▶ [WHAT IS ASKED] Go through the data and copy every line exactly, but not the images.

▶ [DATASET SECTION]
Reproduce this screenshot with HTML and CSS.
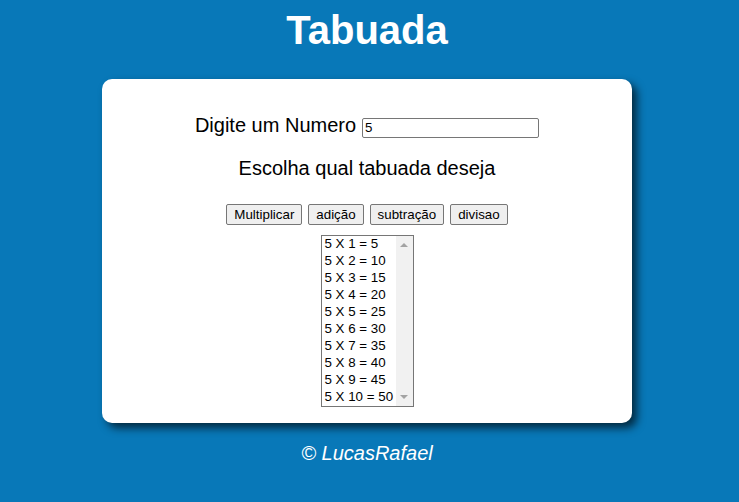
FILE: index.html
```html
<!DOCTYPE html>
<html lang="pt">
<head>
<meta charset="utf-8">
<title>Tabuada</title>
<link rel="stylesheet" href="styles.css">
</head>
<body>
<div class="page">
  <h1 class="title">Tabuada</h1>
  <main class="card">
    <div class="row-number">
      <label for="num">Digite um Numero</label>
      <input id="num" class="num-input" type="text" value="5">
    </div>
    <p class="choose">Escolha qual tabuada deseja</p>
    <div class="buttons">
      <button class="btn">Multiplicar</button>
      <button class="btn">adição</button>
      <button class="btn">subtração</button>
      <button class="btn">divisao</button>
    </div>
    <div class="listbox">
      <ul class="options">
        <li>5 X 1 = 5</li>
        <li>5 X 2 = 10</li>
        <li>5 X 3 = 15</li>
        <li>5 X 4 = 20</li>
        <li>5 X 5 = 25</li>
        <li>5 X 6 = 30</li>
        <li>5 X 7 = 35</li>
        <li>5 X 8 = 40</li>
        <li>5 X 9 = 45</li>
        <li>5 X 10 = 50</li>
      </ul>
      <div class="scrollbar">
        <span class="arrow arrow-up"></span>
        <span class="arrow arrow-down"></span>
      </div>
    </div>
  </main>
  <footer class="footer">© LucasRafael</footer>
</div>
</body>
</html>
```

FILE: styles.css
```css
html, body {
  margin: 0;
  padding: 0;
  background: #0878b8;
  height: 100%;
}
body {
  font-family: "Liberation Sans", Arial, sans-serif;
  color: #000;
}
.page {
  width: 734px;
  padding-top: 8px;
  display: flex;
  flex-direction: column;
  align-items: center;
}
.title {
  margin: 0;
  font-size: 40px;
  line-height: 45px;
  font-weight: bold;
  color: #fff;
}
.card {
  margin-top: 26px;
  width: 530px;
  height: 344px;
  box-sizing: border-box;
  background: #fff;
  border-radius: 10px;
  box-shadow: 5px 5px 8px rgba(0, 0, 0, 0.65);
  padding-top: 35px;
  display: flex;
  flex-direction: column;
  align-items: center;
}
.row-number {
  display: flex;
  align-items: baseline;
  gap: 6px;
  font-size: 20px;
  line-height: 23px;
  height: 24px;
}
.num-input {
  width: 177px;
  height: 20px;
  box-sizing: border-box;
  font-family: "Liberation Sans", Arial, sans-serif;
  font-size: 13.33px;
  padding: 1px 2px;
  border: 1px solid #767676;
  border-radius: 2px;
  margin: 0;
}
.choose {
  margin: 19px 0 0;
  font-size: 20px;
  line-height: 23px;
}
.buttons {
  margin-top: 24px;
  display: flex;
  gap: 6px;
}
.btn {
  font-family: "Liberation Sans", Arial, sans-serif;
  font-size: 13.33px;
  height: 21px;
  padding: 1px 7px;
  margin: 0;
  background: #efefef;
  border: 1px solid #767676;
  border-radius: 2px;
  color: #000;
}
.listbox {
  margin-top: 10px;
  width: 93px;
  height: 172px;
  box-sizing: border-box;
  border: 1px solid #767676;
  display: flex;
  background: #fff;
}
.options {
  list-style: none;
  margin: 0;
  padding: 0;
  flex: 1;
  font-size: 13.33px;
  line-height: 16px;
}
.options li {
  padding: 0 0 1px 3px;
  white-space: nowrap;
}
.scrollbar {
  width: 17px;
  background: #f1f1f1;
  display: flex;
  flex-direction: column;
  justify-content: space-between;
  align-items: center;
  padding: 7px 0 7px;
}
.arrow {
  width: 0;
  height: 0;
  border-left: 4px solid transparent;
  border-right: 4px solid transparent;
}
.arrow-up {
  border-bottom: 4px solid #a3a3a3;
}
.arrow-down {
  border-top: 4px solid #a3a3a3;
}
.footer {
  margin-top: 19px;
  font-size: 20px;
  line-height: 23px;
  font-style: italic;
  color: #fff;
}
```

▶ [REPLY]
Reproduce this screenshot with HTML and CSS.
FILE: index.html
```html
<!DOCTYPE html>
<html lang="pt">
<head>
<meta charset="utf-8">
<title>Tabuada</title>
<link rel="stylesheet" href="styles.css">
</head>
<body>
<div class="page">
  <h1 class="title">Tabuada</h1>
  <main class="card">
    <div class="row-number">
      <label for="num">Digite um Numero</label>
      <input id="num" class="num-input" type="text" value="5">
    </div>
    <p class="choose">Escolha qual tabuada deseja</p>
    <div class="buttons">
      <button class="btn">Multiplicar</button>
      <button class="btn">adição</button>
      <button class="btn">subtração</button>
      <button class="btn">divisao</button>
    </div>
    <div class="listbox">
      <ul class="options">
        <li>5 X 1 = 5</li>
        <li>5 X 2 = 10</li>
        <li>5 X 3 = 15</li>
        <li>5 X 4 = 20</li>
        <li>5 X 5 = 25</li>
        <li>5 X 6 = 30</li>
        <li>5 X 7 = 35</li>
        <li>5 X 8 = 40</li>
        <li>5 X 9 = 45</li>
        <li>5 X 10 = 50</li>
      </ul>
      <div class="scrollbar">
        <span class="arrow arrow-up"></span>
        <span class="arrow arrow-down"></span>
      </div>
    </div>
  </main>
  <footer class="footer">© LucasRafael</footer>
</div>
</body>
</html>
```

FILE: styles.css
```css
html, body {
  margin: 0;
  padding: 0;
  background: #0878b8;
  height: 100%;
}
body {
  font-family: "Liberation Sans", Arial, sans-serif;
  color: #000;
}
.page {
  width: 734px;
  padding-top: 8px;
  display: flex;
  flex-direction: column;
  align-items: center;
}
.title {
  margin: 0;
  font-size: 40px;
  line-height: 45px;
  font-weight: bold;
  color: #fff;
}
.card {
  margin-top: 26px;
  width: 530px;
  height: 344px;
  box-sizing: border-box;
  background: #fff;
  border-radius: 10px;
  box-shadow: 5px 5px 8px rgba(0, 0, 0, 0.65);
  padding-top: 35px;
  display: flex;
  flex-direction: column;
  align-items: center;
}
.row-number {
  display: flex;
  align-items: baseline;
  gap: 6px;
  font-size: 20px;
  line-height: 23px;
  height: 24px;
}
.num-input {
  width: 177px;
  height: 20px;
  box-sizing: border-box;
  font-family: "Liberation Sans", Arial, sans-serif;
  font-size: 13.33px;
  padding: 1px 2px;
  border: 1px solid #767676;
  border-radius: 2px;
  margin: 0;
}
.choose {
  margin: 19px 0 0;
  font-size: 20px;
  line-height: 23px;
}
.buttons {
  margin-top: 24px;
  display: flex;
  gap: 6px;
}
.btn {
  font-family: "Liberation Sans", Arial, sans-serif;
  font-size: 13.33px;
  height: 21px;
  padding: 1px 7px;
  margin: 0;
  background: #efefef;
  border: 1px solid #767676;
  border-radius: 2px;
  color: #000;
}
.listbox {
  margin-top: 10px;
  width: 93px;
  height: 172px;
  box-sizing: border-box;
  border: 1px solid #767676;
  display: flex;
  background: #fff;
}
.options {
  list-style: none;
  margin: 0;
  padding: 0;
  flex: 1;
  font-size: 13.33px;
  line-height: 16px;
}
.options li {
  padding: 0 0 1px 3px;
  white-space: nowrap;
}
.scrollbar {
  width: 17px;
  background: #f1f1f1;
  display: flex;
  flex-direction: column;
  justify-content: space-between;
  align-items: center;
  padding: 7px 0 7px;
}
.arrow {
  width: 0;
  height: 0;
  border-left: 4px solid transparent;
  border-right: 4px solid transparent;
}
.arrow-up {
  border-bottom: 4px solid #a3a3a3;
}
.arrow-down {
  border-top: 4px solid #a3a3a3;
}
.footer {
  margin-top: 19px;
  font-size: 20px;
  line-height: 23px;
  font-style: italic;
  color: #fff;
}
```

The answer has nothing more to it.